## START PROVIDED DATA

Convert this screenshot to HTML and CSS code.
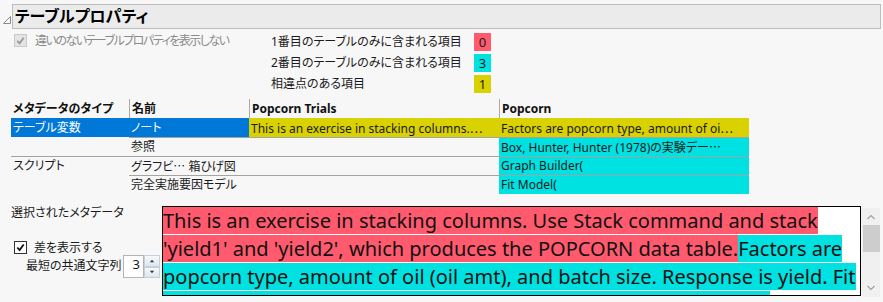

## END PROVIDED DATA
## START PROVIDED DATA

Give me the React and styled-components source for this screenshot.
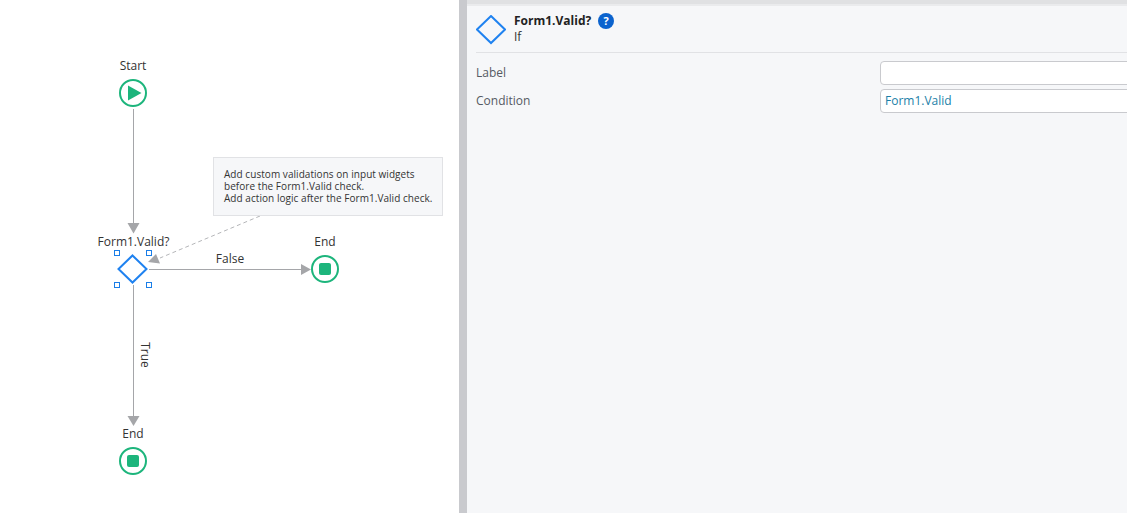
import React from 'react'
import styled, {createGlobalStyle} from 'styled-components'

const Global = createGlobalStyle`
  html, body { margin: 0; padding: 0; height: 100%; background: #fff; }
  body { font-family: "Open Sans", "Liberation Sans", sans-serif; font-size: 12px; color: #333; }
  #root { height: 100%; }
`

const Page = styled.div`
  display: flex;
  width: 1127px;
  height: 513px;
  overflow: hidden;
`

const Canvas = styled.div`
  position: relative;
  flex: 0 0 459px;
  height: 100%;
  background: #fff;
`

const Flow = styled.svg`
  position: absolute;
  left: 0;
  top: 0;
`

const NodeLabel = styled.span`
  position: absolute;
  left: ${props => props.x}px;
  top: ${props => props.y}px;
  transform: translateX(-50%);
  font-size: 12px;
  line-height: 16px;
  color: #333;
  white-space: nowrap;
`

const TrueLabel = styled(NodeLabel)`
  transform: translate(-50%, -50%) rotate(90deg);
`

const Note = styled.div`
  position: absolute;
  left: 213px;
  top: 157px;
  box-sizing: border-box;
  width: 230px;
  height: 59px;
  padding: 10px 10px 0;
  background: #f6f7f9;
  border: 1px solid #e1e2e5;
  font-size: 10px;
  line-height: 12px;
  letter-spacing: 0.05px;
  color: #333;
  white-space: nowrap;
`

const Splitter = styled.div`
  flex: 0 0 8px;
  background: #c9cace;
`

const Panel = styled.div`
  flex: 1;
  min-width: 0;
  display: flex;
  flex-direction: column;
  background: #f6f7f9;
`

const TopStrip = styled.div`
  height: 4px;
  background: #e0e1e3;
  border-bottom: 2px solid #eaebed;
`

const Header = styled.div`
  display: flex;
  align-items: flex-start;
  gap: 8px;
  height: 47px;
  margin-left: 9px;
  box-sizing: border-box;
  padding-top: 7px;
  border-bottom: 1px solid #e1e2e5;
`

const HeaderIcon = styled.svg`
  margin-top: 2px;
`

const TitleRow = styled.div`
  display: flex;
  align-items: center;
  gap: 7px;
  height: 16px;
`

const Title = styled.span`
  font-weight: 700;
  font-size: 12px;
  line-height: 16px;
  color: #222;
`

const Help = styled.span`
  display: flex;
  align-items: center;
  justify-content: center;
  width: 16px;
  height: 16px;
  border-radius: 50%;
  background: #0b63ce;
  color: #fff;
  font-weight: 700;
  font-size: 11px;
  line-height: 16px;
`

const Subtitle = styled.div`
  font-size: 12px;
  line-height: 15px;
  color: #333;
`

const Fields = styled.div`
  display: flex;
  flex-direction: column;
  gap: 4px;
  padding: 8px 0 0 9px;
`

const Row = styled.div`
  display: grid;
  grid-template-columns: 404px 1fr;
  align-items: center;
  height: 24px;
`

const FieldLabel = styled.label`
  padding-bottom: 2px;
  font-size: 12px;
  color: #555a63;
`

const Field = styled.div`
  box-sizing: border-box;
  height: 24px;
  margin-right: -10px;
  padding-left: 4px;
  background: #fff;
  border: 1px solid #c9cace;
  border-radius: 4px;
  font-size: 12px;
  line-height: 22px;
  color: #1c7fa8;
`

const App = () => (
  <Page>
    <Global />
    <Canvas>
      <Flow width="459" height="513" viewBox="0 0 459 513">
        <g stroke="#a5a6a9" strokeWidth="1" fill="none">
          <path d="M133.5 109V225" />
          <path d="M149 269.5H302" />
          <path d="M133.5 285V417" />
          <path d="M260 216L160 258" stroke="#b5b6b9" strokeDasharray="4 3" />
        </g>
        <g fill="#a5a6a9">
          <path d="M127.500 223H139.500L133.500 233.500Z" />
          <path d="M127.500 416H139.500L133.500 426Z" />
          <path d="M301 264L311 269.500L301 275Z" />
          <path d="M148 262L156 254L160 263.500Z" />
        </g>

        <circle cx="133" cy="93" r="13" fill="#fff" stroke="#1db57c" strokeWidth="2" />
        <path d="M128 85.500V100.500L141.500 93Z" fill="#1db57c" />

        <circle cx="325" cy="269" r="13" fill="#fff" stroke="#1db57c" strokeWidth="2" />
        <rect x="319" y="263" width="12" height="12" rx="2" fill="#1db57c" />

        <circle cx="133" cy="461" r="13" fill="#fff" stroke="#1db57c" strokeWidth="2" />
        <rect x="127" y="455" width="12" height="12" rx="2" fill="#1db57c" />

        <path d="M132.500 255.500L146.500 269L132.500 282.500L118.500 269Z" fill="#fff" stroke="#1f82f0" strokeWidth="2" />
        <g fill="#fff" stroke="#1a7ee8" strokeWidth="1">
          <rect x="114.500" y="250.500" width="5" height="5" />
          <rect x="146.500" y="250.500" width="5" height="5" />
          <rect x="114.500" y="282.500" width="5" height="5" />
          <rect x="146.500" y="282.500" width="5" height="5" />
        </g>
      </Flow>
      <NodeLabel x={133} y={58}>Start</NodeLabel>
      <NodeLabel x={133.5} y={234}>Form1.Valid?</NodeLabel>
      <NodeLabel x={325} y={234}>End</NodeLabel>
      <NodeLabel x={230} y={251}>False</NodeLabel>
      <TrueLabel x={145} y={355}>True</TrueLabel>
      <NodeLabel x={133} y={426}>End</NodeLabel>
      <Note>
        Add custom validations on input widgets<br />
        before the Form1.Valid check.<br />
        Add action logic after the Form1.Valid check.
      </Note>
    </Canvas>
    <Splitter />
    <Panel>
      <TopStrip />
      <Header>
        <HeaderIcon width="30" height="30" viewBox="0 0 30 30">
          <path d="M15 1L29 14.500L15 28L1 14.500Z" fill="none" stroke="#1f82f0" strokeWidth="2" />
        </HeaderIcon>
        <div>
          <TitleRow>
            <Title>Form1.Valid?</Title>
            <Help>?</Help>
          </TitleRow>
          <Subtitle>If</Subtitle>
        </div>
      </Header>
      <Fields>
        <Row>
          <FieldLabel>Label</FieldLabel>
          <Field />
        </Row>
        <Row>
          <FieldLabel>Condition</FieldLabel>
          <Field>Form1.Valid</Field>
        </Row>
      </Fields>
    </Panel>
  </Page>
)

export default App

## END PROVIDED DATA

* _EXERCISE AIM_
Pull out every line in the material above where "screenshot" occurs.

* _TASK SOLUTION_
Convert this screenshot to HTML and CSS code.
Give me the React and styled-components source for this screenshot.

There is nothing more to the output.